Material provided ▸
"""

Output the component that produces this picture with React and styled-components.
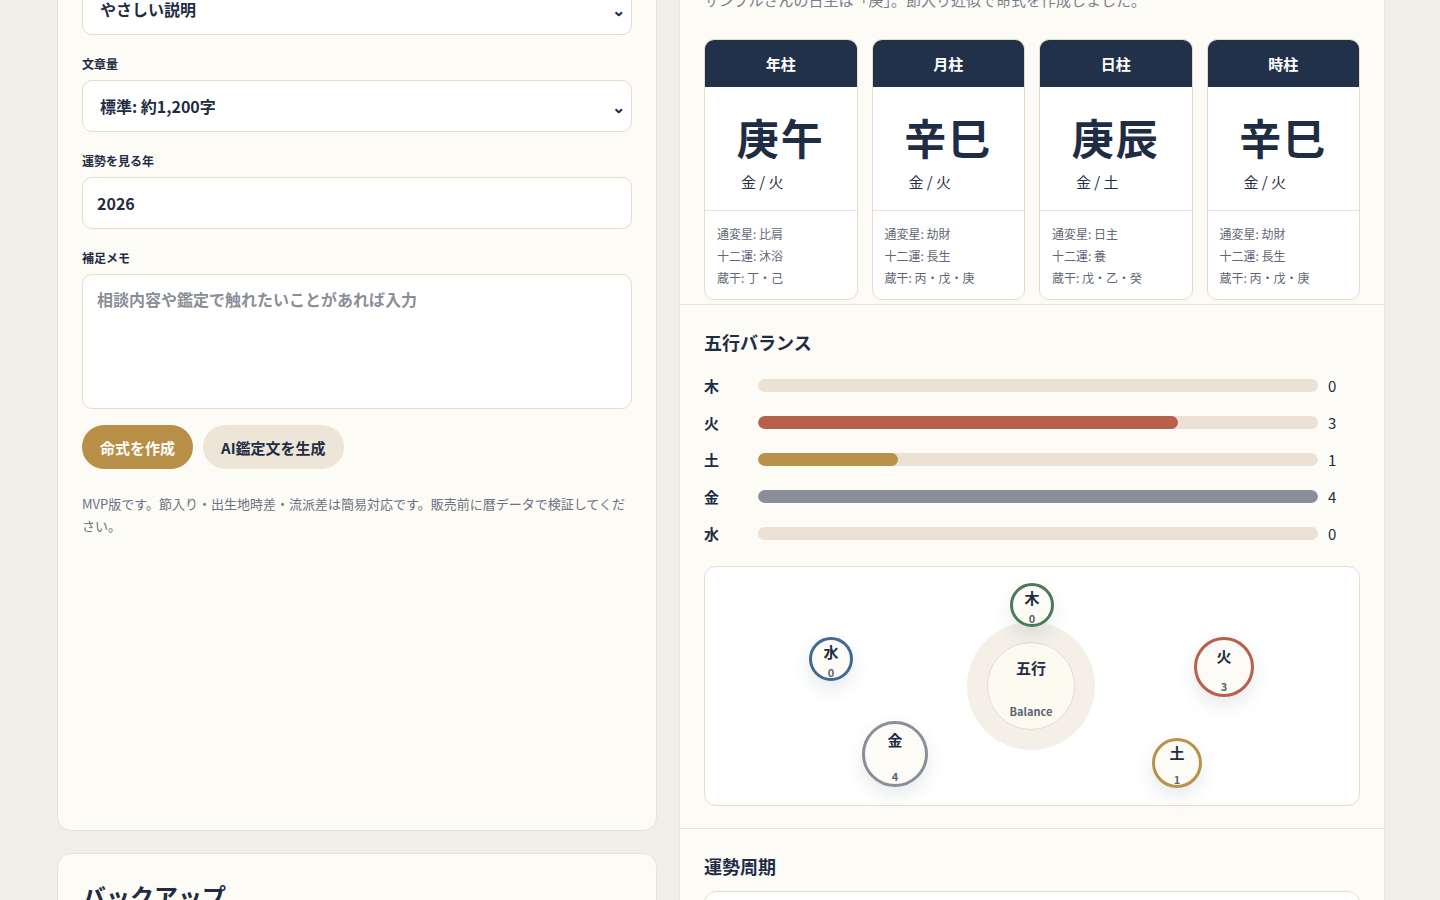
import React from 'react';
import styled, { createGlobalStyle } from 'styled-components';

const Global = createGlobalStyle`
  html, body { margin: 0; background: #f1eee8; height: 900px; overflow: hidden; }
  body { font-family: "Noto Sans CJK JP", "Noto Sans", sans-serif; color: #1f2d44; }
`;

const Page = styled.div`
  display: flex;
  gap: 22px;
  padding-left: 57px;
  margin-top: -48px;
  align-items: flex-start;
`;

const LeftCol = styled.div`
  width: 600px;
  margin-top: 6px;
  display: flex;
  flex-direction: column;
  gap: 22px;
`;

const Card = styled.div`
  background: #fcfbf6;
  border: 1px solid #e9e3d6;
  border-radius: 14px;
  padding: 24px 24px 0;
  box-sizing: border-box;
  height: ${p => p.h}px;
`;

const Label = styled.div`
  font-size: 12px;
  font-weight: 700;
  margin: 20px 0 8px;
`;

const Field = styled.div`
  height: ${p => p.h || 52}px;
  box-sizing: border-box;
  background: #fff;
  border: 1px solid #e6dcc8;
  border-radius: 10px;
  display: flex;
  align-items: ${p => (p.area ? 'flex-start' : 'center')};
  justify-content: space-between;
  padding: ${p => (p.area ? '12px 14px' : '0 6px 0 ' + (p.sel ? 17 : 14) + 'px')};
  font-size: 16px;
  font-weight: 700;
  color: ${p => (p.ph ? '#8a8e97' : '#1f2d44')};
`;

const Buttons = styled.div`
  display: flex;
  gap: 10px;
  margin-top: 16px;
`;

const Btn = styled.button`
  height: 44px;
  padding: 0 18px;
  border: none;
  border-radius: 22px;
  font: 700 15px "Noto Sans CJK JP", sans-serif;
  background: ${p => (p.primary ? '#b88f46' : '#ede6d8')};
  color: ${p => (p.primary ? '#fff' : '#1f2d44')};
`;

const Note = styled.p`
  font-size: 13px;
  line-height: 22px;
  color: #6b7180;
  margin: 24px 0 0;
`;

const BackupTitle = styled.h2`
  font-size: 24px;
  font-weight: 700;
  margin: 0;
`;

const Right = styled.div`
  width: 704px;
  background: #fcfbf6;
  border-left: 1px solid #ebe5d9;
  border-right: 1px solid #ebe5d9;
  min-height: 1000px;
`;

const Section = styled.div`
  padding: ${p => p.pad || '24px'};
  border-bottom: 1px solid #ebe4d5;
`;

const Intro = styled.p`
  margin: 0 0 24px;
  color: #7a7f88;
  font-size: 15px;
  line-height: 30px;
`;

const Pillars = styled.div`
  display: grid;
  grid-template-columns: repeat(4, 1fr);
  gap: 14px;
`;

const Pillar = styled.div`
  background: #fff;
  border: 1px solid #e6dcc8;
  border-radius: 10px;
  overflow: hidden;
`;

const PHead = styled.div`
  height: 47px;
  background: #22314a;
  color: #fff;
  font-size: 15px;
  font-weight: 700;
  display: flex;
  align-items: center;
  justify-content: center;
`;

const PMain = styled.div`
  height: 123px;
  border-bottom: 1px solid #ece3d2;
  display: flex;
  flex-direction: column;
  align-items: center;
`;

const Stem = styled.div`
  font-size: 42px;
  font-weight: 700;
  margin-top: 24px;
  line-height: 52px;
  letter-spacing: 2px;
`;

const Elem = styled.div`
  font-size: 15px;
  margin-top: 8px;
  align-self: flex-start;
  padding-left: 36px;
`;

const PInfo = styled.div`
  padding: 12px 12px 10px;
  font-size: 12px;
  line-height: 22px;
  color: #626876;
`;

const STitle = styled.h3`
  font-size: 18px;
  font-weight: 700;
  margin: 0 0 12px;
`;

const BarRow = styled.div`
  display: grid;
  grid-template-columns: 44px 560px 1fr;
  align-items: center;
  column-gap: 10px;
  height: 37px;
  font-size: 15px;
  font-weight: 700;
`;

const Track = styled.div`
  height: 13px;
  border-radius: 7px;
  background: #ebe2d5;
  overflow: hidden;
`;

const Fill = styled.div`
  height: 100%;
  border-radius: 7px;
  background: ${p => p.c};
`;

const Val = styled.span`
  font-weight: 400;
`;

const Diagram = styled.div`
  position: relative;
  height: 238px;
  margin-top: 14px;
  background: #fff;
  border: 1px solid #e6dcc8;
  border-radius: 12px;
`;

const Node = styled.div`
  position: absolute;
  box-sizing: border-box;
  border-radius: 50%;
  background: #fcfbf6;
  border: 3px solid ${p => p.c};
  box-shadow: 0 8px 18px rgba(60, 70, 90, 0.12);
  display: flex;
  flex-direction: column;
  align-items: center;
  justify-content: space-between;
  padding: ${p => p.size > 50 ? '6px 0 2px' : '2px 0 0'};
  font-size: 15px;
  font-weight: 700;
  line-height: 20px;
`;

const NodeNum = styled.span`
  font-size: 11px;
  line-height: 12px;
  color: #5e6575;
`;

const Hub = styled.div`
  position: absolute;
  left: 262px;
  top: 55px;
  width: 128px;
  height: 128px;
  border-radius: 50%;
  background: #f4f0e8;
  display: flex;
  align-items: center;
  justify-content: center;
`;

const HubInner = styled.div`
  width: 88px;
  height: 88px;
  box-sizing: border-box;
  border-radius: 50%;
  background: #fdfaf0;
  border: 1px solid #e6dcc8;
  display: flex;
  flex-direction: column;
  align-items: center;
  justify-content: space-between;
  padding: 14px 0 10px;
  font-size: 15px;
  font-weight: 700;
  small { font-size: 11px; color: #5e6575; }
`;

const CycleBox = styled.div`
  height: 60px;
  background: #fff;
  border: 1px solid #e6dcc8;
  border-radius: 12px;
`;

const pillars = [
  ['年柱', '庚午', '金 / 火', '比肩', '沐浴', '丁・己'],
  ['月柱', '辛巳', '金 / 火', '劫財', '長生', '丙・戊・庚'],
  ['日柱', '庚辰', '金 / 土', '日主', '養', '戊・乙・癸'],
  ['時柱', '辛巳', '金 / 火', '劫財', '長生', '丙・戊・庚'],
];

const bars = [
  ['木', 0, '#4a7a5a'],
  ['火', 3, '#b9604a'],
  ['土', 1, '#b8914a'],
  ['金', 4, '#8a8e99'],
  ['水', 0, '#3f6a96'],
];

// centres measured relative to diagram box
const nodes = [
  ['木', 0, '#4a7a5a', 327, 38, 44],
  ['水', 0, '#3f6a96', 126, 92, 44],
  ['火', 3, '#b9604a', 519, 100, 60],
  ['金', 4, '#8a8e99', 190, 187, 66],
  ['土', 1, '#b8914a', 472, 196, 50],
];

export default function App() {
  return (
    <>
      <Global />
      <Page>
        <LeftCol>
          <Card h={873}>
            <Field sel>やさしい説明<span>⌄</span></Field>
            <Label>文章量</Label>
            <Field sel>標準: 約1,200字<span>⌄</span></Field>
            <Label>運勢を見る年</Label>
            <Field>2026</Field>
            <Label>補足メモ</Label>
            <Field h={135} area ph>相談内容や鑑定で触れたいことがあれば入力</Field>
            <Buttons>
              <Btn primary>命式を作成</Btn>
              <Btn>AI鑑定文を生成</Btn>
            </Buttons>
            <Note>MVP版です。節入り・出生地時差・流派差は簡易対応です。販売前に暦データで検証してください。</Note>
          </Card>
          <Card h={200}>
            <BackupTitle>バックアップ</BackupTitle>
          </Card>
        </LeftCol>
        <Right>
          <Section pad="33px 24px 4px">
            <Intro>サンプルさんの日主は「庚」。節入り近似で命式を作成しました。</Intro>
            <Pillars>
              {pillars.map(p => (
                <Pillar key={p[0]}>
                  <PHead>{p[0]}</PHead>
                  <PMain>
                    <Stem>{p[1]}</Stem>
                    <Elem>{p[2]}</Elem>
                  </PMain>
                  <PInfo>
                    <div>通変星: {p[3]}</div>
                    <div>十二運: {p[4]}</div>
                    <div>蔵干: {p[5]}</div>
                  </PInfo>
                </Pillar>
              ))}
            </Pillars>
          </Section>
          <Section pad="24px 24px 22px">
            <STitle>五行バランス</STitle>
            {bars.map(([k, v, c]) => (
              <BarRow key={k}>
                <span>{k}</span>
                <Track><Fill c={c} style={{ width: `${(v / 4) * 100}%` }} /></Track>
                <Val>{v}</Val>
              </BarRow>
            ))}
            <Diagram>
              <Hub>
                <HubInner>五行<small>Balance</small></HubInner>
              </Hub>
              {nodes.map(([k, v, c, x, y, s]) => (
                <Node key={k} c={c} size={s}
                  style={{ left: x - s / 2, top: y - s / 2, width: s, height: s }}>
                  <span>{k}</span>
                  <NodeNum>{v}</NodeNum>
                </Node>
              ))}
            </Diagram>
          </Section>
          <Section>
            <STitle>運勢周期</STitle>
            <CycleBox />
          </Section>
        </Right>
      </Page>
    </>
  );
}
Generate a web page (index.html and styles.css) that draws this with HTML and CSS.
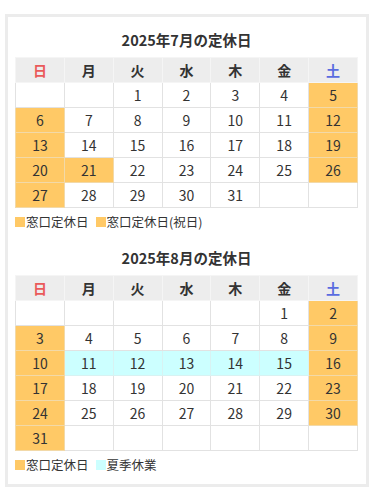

"""

Pull out all lines from the entries above that include the word "with".

Output the component that produces this picture with React and styled-components.
Generate a web page (index.html and styles.css) that draws this with HTML and CSS.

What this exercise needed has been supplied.